__Task prompt__. Go through the listing and copy each line with the string "React".
#### Dataset excerpt ####
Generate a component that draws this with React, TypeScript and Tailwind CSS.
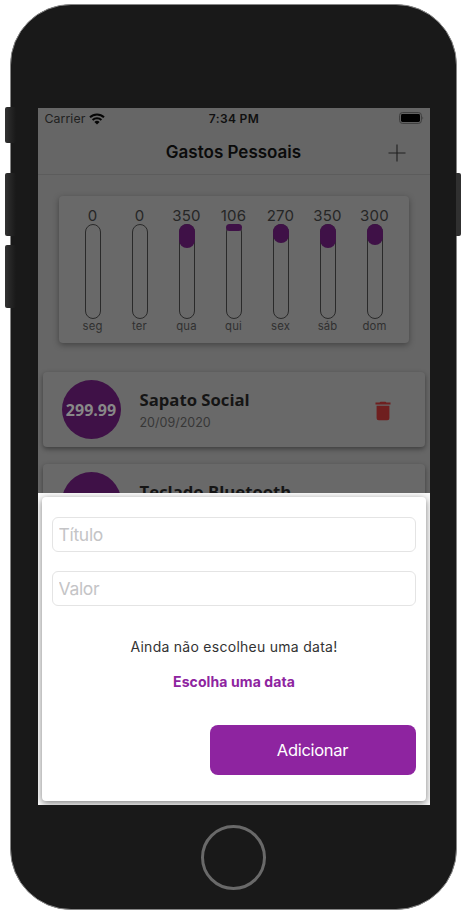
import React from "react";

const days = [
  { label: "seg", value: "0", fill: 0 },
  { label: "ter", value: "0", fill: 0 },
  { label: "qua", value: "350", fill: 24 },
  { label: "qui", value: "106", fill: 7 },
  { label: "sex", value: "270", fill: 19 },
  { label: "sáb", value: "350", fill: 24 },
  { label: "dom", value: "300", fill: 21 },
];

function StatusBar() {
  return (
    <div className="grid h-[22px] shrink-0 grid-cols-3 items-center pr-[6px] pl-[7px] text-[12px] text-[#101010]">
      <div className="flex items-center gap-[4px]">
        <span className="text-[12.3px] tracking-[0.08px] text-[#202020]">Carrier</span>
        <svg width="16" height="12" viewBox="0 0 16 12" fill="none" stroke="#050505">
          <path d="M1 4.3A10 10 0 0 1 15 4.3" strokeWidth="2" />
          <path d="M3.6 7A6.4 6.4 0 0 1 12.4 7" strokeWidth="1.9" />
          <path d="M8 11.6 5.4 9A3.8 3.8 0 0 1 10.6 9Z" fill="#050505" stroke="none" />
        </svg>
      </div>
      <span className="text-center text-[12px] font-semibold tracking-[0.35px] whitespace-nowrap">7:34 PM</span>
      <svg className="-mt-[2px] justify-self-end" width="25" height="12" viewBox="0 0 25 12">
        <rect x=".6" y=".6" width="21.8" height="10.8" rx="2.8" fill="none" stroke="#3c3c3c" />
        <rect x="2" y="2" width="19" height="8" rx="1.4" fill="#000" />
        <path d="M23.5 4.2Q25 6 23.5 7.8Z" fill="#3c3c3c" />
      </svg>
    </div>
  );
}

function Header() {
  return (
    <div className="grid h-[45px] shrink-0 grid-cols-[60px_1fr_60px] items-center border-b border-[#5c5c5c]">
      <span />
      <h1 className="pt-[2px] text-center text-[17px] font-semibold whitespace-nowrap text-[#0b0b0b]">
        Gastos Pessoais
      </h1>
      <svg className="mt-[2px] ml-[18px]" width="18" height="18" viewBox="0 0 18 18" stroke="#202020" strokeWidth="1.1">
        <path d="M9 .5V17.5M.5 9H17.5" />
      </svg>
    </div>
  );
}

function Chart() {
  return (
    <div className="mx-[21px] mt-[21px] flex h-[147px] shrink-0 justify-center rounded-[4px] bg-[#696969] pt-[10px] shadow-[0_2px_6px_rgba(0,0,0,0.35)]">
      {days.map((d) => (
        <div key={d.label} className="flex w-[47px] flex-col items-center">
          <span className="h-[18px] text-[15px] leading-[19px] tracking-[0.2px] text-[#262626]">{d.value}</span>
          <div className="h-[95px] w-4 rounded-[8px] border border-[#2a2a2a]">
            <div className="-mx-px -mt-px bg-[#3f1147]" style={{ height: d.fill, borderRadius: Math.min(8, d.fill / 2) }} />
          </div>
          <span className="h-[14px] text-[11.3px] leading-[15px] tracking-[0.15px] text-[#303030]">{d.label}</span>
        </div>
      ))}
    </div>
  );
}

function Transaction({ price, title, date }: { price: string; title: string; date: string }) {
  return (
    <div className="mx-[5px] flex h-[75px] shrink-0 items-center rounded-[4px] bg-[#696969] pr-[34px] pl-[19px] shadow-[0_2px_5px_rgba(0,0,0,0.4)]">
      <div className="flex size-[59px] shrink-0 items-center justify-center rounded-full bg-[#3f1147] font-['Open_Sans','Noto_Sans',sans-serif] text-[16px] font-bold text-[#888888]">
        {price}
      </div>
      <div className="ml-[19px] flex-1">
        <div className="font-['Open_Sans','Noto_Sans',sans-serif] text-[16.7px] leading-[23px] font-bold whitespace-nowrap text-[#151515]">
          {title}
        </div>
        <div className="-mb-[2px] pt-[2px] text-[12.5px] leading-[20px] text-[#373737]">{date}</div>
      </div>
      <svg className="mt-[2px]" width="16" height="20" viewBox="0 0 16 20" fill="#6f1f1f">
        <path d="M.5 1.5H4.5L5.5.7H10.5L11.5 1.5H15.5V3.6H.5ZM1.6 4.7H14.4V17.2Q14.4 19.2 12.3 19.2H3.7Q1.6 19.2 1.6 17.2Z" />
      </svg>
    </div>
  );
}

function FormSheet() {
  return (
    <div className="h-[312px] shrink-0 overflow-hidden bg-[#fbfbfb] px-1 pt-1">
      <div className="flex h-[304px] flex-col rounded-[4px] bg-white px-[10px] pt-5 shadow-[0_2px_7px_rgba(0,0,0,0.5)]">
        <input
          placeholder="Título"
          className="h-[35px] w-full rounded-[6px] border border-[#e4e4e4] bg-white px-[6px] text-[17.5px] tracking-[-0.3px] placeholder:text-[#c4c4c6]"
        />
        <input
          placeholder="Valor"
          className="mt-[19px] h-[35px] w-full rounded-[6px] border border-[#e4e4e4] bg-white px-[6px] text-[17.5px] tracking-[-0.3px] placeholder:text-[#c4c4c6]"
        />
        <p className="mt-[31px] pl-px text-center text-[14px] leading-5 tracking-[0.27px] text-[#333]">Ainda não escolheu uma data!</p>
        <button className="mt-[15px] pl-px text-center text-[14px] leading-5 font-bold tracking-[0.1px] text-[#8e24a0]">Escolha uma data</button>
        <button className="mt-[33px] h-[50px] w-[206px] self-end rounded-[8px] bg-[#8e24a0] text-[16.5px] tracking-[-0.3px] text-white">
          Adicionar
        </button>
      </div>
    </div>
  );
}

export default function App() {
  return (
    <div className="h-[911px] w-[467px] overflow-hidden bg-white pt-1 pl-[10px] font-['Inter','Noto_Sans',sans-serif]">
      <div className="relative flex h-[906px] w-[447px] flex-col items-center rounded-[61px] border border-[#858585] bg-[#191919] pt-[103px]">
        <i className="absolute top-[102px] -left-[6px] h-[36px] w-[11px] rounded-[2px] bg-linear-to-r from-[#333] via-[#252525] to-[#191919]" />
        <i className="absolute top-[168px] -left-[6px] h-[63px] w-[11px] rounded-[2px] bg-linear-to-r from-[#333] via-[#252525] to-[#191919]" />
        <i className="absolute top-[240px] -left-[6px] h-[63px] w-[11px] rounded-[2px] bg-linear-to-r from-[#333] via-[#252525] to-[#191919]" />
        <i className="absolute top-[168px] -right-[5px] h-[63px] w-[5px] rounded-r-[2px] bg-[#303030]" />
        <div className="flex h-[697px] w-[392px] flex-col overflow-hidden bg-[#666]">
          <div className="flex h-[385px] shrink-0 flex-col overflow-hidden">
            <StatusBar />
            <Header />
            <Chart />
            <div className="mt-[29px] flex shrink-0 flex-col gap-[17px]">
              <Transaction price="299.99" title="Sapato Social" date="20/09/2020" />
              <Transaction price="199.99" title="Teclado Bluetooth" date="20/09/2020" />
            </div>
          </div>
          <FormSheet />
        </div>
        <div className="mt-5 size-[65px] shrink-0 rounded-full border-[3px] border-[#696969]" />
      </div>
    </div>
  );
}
####
__Output for this exercise__.
Generate a component that draws this with React, TypeScript and Tailwind CSS.
import React from "react";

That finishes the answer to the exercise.